At the same time, the top 10 brands have tightened their stranglehold to represent almost 75% of category value. Having launched in 2021, Guinness 0.0 gained 6.0ppts of share in the past year. It now makes up 12.6% of value sales – second only to Heineken 0.0%, which holds 21.6% share.
“The space is dominated by larger brands, particularly in the beer space,” says NIQ senior account executive Jen Purchase, who adds “most major brands now have a low & no alternative”.
Both Freestar and the Infinite Session team cited increasing competition as a factor in their respective decisions to wind down and diversify into booze.
“Freestar was a relatively young startup – there was nobody great and powerful behind them,” says Jordan Childs, founder of low & no brewer Mash Gang. “Looking at the margins I just couldn’t see how they could do it. They couldn’t, and it sucks.”
BRULO, an Edinburgh-based brewer listed in 400 Morrisons sites, is another feeling the squeeze of an increasingly crowded marketplace.
“We’re in talks with all the leading multiples but it is very competitive,” says the brewery’s founder James Brown. “There are some brands selling insanely cheaply in order to gain listings, even if it is to the detriment of their business long term.”
“We’ve been in Morrisons with our flagship IPA Lust for Life for 18 months now. Fortunately we have just had confirmation they are happy with rate of sale and want us to move into four packs to offer consumers better value.”
Days Brewing, whose pale ale is stocked nationally in Tesco and on Ocado, says supermarket buyers now face a tough task when selecting which brands to stock.
“Non-alcoholic beer has gone through a massive amount of growth over the last three, four years,” says co-founder Duncan Keith. “I sympathise with buyers who have an incredibly difficult job to navigate all of the innovation. Everyone is fighting for their attention.”
Still, the supermarkets remain staunchly committed to growing alcohol-free. Earlier this month, Waitrose introduced new bays to showcase the category. While this was in partnership with Diageo, it promises to feature independent lines too.
Lucky Saint founder Luke Boase argues there are opportunities for these brands – and simply being a household name is no guarantee of success.
“There are mainstream brands in growth, but there are others in decline,” he says. For example, market leader Heineken 0.0 lost 1.6ppts of share last year [NIQ].
“As a well-established brand, you will get a lot of take-up.

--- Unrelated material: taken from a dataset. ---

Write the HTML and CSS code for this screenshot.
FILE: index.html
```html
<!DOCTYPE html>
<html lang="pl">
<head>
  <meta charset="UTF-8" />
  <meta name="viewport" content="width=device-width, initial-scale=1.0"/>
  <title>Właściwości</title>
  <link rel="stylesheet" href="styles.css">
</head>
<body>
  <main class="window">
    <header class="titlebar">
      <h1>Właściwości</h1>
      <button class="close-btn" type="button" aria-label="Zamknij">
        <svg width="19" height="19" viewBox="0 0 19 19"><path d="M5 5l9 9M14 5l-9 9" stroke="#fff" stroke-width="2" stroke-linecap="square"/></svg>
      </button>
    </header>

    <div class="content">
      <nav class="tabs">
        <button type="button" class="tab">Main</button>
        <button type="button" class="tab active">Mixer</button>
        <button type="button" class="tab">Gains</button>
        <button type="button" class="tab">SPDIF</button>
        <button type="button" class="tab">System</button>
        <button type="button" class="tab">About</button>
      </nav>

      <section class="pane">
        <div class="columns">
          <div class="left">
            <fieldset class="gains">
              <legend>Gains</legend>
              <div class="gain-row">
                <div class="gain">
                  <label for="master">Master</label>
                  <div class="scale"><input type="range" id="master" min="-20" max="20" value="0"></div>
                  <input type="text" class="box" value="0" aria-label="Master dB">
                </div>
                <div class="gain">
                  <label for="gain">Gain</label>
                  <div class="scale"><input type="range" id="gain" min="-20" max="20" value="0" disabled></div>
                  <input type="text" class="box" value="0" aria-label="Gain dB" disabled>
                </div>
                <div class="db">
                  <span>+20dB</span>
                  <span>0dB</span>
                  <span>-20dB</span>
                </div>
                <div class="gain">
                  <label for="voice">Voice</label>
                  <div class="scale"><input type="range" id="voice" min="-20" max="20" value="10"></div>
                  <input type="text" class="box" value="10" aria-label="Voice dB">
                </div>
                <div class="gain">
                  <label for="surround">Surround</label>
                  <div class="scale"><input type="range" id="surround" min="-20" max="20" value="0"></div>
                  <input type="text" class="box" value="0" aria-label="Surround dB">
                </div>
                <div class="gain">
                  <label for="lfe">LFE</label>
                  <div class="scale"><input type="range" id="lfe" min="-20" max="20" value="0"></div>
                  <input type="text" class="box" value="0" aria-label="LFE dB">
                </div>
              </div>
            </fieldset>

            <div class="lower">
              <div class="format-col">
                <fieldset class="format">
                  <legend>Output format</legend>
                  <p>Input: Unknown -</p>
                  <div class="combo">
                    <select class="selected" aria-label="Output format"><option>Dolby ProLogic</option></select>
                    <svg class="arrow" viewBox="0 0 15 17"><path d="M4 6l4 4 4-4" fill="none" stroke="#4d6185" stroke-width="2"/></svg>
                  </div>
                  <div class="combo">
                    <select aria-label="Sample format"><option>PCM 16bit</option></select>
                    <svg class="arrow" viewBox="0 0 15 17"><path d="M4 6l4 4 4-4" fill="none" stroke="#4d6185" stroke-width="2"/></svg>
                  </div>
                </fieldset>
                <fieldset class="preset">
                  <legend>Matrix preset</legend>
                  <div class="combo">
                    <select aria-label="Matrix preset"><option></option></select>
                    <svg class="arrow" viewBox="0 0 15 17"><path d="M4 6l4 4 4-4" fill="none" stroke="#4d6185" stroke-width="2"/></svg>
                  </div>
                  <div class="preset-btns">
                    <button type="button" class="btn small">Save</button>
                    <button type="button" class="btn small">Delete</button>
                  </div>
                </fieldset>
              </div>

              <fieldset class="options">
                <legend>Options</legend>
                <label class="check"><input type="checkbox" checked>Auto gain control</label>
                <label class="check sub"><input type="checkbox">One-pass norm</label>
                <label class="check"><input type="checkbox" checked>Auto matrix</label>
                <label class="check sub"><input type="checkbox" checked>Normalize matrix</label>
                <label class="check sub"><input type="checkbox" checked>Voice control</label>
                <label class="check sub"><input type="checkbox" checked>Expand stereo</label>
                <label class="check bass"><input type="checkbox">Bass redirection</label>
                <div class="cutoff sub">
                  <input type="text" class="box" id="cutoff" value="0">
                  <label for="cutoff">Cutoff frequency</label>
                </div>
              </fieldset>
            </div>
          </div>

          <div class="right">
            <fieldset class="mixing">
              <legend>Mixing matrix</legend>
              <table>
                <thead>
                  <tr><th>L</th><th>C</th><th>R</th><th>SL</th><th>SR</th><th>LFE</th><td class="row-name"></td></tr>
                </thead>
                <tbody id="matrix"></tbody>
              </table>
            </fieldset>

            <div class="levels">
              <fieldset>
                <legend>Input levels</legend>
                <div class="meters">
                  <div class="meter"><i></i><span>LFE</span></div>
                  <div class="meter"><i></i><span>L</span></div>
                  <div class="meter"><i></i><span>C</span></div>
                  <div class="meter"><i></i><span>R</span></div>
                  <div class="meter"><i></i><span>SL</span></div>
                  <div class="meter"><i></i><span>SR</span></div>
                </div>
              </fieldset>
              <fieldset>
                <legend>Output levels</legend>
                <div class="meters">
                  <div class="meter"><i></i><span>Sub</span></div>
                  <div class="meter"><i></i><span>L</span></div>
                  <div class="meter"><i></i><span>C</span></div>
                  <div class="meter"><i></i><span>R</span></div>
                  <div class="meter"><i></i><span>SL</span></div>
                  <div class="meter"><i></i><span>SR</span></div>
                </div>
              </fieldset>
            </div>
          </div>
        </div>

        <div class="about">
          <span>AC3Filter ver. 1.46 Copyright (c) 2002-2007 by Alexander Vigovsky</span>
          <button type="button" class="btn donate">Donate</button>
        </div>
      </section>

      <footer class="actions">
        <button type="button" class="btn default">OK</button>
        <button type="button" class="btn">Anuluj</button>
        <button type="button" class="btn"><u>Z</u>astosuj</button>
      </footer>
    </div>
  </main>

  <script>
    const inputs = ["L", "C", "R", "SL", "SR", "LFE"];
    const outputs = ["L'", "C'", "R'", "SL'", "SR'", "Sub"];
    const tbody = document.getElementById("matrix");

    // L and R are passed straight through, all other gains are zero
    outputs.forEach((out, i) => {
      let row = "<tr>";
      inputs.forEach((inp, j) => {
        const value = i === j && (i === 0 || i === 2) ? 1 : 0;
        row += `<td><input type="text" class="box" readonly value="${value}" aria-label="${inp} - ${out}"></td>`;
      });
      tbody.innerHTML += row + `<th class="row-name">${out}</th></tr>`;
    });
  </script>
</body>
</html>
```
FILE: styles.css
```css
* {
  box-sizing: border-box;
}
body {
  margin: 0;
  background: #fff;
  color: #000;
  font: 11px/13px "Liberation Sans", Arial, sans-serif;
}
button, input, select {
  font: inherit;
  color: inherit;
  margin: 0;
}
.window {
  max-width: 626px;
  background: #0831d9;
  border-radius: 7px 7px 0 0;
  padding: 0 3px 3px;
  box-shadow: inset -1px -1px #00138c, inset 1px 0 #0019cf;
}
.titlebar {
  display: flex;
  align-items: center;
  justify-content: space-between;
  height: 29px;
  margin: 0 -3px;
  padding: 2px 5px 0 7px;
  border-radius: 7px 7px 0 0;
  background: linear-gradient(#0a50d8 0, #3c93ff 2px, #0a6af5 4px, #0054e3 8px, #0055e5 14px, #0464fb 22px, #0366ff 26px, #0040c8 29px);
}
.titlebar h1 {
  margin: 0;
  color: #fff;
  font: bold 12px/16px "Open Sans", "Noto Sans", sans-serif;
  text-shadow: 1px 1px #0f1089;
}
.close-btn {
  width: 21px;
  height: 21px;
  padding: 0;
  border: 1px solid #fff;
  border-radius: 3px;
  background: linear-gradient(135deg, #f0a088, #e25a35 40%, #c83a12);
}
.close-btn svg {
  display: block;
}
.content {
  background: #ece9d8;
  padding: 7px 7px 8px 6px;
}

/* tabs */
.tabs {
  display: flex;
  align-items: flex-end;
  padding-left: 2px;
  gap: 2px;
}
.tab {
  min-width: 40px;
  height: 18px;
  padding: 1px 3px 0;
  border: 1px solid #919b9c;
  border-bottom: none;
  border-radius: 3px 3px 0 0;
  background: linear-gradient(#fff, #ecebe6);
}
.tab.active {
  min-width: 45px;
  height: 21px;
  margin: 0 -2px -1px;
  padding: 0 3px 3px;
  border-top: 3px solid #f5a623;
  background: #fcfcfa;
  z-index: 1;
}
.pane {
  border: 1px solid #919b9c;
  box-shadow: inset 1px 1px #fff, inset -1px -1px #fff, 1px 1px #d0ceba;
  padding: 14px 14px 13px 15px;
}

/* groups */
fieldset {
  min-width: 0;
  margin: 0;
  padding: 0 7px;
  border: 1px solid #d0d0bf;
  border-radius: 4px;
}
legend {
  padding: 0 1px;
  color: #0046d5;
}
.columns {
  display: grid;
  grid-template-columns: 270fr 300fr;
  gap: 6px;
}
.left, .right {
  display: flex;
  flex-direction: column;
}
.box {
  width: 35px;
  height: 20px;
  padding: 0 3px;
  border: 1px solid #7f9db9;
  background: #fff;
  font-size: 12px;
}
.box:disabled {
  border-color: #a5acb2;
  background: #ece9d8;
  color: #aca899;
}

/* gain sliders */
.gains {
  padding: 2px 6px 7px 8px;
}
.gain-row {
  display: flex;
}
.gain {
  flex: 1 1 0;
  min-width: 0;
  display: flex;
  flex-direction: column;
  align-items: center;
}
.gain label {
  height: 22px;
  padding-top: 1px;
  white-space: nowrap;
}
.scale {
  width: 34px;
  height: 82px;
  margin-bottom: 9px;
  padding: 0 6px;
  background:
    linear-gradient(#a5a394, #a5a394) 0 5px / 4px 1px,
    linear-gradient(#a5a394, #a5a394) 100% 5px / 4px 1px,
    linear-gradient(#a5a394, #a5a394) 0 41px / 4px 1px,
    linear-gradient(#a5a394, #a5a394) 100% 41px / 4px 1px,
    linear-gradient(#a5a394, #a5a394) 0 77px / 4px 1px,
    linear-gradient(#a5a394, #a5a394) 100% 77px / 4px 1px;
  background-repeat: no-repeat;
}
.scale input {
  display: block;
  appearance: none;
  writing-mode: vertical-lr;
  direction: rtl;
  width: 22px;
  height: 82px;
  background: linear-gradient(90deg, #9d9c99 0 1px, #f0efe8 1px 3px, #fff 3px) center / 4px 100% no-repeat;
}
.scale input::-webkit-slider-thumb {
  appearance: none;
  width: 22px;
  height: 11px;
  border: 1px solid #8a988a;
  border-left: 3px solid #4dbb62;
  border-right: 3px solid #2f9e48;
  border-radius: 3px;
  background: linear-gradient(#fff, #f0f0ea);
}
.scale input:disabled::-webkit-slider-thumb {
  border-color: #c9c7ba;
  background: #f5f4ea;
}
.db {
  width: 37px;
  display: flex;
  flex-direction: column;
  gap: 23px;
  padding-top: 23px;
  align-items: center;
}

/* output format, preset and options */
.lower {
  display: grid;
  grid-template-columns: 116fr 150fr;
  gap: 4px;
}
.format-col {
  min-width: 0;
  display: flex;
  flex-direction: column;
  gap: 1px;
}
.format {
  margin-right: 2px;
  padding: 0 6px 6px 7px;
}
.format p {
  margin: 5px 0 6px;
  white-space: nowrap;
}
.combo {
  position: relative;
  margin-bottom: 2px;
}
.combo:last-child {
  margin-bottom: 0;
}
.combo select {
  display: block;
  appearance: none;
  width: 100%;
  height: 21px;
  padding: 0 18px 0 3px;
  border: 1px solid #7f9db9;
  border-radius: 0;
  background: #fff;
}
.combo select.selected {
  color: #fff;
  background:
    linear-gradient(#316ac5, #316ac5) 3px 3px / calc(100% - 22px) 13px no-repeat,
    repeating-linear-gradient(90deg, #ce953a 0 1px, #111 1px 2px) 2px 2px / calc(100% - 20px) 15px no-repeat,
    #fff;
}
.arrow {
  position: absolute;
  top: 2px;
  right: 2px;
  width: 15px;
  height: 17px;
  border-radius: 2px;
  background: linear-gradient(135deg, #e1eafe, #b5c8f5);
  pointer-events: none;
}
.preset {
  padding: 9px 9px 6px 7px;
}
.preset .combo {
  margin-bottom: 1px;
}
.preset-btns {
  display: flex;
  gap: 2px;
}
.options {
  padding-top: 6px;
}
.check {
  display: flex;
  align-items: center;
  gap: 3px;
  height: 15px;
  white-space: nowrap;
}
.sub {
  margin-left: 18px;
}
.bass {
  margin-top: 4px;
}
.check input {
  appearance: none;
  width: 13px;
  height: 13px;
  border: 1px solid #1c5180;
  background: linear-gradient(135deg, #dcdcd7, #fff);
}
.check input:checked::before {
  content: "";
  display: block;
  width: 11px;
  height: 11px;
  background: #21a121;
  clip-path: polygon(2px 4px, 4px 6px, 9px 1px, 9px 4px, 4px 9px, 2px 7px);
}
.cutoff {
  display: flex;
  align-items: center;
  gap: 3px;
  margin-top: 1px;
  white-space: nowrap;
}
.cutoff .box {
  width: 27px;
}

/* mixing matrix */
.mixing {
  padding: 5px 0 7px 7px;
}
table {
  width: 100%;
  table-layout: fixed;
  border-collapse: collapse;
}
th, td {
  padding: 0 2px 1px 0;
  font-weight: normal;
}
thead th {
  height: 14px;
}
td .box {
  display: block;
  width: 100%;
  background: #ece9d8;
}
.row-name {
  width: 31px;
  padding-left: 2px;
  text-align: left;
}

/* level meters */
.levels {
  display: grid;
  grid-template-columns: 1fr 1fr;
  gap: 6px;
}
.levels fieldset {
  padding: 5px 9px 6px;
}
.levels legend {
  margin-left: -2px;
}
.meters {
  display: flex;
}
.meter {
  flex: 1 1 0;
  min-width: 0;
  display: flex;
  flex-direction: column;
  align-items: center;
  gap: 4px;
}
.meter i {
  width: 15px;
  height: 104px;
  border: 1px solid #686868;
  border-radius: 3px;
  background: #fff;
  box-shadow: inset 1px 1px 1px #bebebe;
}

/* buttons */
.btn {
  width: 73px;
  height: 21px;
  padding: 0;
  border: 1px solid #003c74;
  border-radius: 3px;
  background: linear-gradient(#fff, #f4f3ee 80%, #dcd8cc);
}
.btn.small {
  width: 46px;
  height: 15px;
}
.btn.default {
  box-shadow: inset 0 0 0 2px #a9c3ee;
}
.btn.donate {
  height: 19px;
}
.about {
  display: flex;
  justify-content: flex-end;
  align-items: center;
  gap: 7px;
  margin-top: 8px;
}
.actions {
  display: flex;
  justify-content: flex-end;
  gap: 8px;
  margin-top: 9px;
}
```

But over a one or two-year period, consumers will decide if they like your product or not,” he adds.
Days Brewing, meanwhile, points to Ocado data it says shows dedicated alcohol-free beer brands are presently outperforming alcoholic extensions.
“Dedicated brands have grown +110% versus last year [26 w/e 4 June] in this retailer whilst mainstream line extensions are only growing at 37% year-on-year,” says co-founder Mike Gammell. “We were 32% of their no/low category growth during the first six months of the year.”
“We believe there’s absolutely room for premium independent 0.0% brands like Days to help drive real category growth by bringing in incremental consumers & occasions. There’s no question it’s a competitive category - but that’s for good reason. There’s a huge opportunity to help beer evolve and stay relevant for modern consumers.”
Boase also believes smaller, challenger brands have reasons for optimism. “In the UK about 2% of total beer sales are alcohol-free [rising to 3% in grocery],” he says. “The penetration of the category is very low. Compare that to Germany, where it is 7% of total beer sales, France 10%, Netherlands 11%, and Spain above 16%.”
The key to standing out is having the most compelling offer – and one that elevates you above the giants.
“You’ve got to taste good, you’ve got to be visible and available, and consumers have got to feel good about buying your product,” adds Boase.
The strategy certainly appears to have worked for Lucky Saint, which has nearly doubled its business in the off-trade [NIQ]. When it launched in 2018, the brand was one of the first dedicated alcohol-free brewers. It is now the tenth largest brand, with sales of £4m.
And that headstart may just be a crucial point of difference. For low & no brewers starting out in today’s crowded market, making such an impression looks a far harder task.